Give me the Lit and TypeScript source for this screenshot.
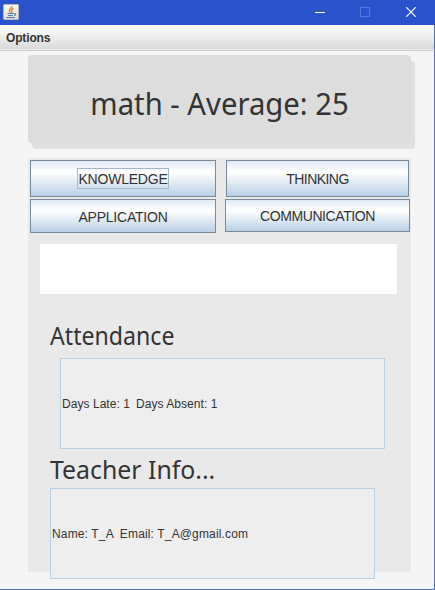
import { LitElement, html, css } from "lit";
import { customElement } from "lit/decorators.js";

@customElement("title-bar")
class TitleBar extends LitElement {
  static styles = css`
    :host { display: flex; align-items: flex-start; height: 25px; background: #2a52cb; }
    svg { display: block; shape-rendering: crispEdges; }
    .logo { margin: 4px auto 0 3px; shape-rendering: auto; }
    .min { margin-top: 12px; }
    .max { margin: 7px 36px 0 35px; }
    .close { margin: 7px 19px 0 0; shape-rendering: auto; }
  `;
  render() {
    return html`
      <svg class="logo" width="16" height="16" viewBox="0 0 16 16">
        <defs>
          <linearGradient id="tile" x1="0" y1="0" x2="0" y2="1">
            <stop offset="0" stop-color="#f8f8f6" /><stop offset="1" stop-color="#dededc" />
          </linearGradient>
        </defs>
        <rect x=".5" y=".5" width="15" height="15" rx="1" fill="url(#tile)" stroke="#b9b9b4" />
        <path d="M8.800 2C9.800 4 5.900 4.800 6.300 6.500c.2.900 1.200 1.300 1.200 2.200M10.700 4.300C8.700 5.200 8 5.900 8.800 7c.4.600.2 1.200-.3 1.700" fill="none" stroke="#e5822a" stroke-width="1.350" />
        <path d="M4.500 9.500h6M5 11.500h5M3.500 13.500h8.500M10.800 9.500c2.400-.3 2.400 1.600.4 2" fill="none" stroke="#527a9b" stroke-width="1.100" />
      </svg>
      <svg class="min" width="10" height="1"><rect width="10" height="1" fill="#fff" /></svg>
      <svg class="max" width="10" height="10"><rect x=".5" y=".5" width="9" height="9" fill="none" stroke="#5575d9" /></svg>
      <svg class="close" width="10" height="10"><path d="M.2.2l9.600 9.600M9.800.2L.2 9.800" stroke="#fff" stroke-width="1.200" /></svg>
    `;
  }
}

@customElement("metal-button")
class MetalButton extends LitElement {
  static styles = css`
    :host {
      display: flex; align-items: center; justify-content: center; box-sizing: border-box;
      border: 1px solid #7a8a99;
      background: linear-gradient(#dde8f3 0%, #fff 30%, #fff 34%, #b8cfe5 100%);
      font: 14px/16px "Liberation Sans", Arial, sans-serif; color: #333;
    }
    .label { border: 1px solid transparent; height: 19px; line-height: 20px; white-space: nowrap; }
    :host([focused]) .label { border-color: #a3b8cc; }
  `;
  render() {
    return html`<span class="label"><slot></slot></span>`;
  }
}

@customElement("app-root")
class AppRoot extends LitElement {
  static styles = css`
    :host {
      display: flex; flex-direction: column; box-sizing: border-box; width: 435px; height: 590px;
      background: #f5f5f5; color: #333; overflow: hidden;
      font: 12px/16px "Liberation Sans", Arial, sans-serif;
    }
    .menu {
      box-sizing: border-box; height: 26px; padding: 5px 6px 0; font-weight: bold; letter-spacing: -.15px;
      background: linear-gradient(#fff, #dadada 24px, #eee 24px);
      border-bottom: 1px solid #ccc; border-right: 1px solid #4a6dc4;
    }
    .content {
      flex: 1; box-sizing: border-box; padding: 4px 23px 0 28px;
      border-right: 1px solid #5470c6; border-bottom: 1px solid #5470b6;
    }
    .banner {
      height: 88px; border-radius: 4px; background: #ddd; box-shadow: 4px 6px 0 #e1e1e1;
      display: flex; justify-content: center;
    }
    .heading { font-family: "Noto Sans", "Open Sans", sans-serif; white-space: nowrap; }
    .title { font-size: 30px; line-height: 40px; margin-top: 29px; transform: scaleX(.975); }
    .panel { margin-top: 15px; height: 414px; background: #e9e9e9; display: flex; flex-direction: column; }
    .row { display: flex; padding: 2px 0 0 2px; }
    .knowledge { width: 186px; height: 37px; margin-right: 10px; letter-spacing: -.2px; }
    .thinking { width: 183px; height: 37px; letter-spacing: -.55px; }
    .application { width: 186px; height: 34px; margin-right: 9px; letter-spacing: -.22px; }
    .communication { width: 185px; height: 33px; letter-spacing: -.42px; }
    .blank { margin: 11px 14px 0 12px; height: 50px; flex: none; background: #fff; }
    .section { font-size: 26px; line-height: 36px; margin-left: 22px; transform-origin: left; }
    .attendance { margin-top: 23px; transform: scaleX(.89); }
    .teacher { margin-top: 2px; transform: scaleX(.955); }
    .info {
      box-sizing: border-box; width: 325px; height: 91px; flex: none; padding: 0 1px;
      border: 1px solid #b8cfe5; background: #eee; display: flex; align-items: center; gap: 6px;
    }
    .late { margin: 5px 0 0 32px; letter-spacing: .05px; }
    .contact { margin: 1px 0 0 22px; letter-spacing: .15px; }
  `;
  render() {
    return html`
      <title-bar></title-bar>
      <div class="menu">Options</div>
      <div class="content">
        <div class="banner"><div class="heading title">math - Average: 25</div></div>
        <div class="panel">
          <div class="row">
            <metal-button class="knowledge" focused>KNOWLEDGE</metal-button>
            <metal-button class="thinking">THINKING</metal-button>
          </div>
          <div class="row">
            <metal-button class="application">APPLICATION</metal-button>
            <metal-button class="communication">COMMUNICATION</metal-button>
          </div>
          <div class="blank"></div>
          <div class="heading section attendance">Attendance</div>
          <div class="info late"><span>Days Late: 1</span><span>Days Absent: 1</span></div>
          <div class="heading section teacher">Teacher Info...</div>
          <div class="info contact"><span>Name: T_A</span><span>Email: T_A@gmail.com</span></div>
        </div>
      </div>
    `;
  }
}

☆ ☆ ☆

• Task details
The data above needs to be retyped exactly, with the images left out.

• Task answer
Give me the Lit and TypeScript source for this screenshot.
import { LitElement, html, css } from "lit";
import { customElement } from "lit/decorators.js";

@customElement("title-bar")
class TitleBar extends LitElement {
  static styles = css`
    :host { display: flex; align-items: flex-start; height: 25px; background: #2a52cb; }
    svg { display: block; shape-rendering: crispEdges; }
    .logo { margin: 4px auto 0 3px; shape-rendering: auto; }
    .min { margin-top: 12px; }
    .max { margin: 7px 36px 0 35px; }
    .close { margin: 7px 19px 0 0; shape-rendering: auto; }
  `;
  render() {
    return html`
      <svg class="logo" width="16" height="16" viewBox="0 0 16 16">
        <defs>
          <linearGradient id="tile" x1="0" y1="0" x2="0" y2="1">
            <stop offset="0" stop-color="#f8f8f6" /><stop offset="1" stop-color="#dededc" />
          </linearGradient>
        </defs>
        <rect x=".5" y=".5" width="15" height="15" rx="1" fill="url(#tile)" stroke="#b9b9b4" />
        <path d="M8.800 2C9.800 4 5.900 4.800 6.300 6.500c.2.900 1.200 1.300 1.200 2.200M10.700 4.300C8.700 5.200 8 5.900 8.800 7c.4.600.2 1.200-.3 1.700" fill="none" stroke="#e5822a" stroke-width="1.350" />
        <path d="M4.500 9.500h6M5 11.500h5M3.500 13.500h8.500M10.800 9.500c2.400-.3 2.400 1.600.4 2" fill="none" stroke="#527a9b" stroke-width="1.100" />
      </svg>
      <svg class="min" width="10" height="1"><rect width="10" height="1" fill="#fff" /></svg>
      <svg class="max" width="10" height="10"><rect x=".5" y=".5" width="9" height="9" fill="none" stroke="#5575d9" /></svg>
      <svg class="close" width="10" height="10"><path d="M.2.2l9.600 9.600M9.800.2L.2 9.800" stroke="#fff" stroke-width="1.200" /></svg>
    `;
  }
}

@customElement("metal-button")
class MetalButton extends LitElement {
  static styles = css`
    :host {
      display: flex; align-items: center; justify-content: center; box-sizing: border-box;
      border: 1px solid #7a8a99;
      background: linear-gradient(#dde8f3 0%, #fff 30%, #fff 34%, #b8cfe5 100%);
      font: 14px/16px "Liberation Sans", Arial, sans-serif; color: #333;
    }
    .label { border: 1px solid transparent; height: 19px; line-height: 20px; white-space: nowrap; }
    :host([focused]) .label { border-color: #a3b8cc; }
  `;
  render() {
    return html`<span class="label"><slot></slot></span>`;
  }
}

@customElement("app-root")
class AppRoot extends LitElement {
  static styles = css`
    :host {
      display: flex; flex-direction: column; box-sizing: border-box; width: 435px; height: 590px;
      background: #f5f5f5; color: #333; overflow: hidden;
      font: 12px/16px "Liberation Sans", Arial, sans-serif;
    }
    .menu {
      box-sizing: border-box; height: 26px; padding: 5px 6px 0; font-weight: bold; letter-spacing: -.15px;
      background: linear-gradient(#fff, #dadada 24px, #eee 24px);
      border-bottom: 1px solid #ccc; border-right: 1px solid #4a6dc4;
    }
    .content {
      flex: 1; box-sizing: border-box; padding: 4px 23px 0 28px;
      border-right: 1px solid #5470c6; border-bottom: 1px solid #5470b6;
    }
    .banner {
      height: 88px; border-radius: 4px; background: #ddd; box-shadow: 4px 6px 0 #e1e1e1;
      display: flex; justify-content: center;
    }
    .heading { font-family: "Noto Sans", "Open Sans", sans-serif; white-space: nowrap; }
    .title { font-size: 30px; line-height: 40px; margin-top: 29px; transform: scaleX(.975); }
    .panel { margin-top: 15px; height: 414px; background: #e9e9e9; display: flex; flex-direction: column; }
    .row { display: flex; padding: 2px 0 0 2px; }
    .knowledge { width: 186px; height: 37px; margin-right: 10px; letter-spacing: -.2px; }
    .thinking { width: 183px; height: 37px; letter-spacing: -.55px; }
    .application { width: 186px; height: 34px; margin-right: 9px; letter-spacing: -.22px; }
    .communication { width: 185px; height: 33px; letter-spacing: -.42px; }
    .blank { margin: 11px 14px 0 12px; height: 50px; flex: none; background: #fff; }
    .section { font-size: 26px; line-height: 36px; margin-left: 22px; transform-origin: left; }
    .attendance { margin-top: 23px; transform: scaleX(.89); }
    .teacher { margin-top: 2px; transform: scaleX(.955); }
    .info {
      box-sizing: border-box; width: 325px; height: 91px; flex: none; padding: 0 1px;
      border: 1px solid #b8cfe5; background: #eee; display: flex; align-items: center; gap: 6px;
    }
    .late { margin: 5px 0 0 32px; letter-spacing: .05px; }
    .contact { margin: 1px 0 0 22px; letter-spacing: .15px; }
  `;
  render() {
    return html`
      <title-bar></title-bar>
      <div class="menu">Options</div>
      <div class="content">
        <div class="banner"><div class="heading title">math - Average: 25</div></div>
        <div class="panel">
          <div class="row">
            <metal-button class="knowledge" focused>KNOWLEDGE</metal-button>
            <metal-button class="thinking">THINKING</metal-button>
          </div>
          <div class="row">
            <metal-button class="application">APPLICATION</metal-button>
            <metal-button class="communication">COMMUNICATION</metal-button>
          </div>
          <div class="blank"></div>
          <div class="heading section attendance">Attendance</div>
          <div class="info late"><span>Days Late: 1</span><span>Days Absent: 1</span></div>
          <div class="heading section teacher">Teacher Info...</div>
          <div class="info contact"><span>Name: T_A</span><span>Email: T_A@gmail.com</span></div>
        </div>
      </div>
    `;
  }
}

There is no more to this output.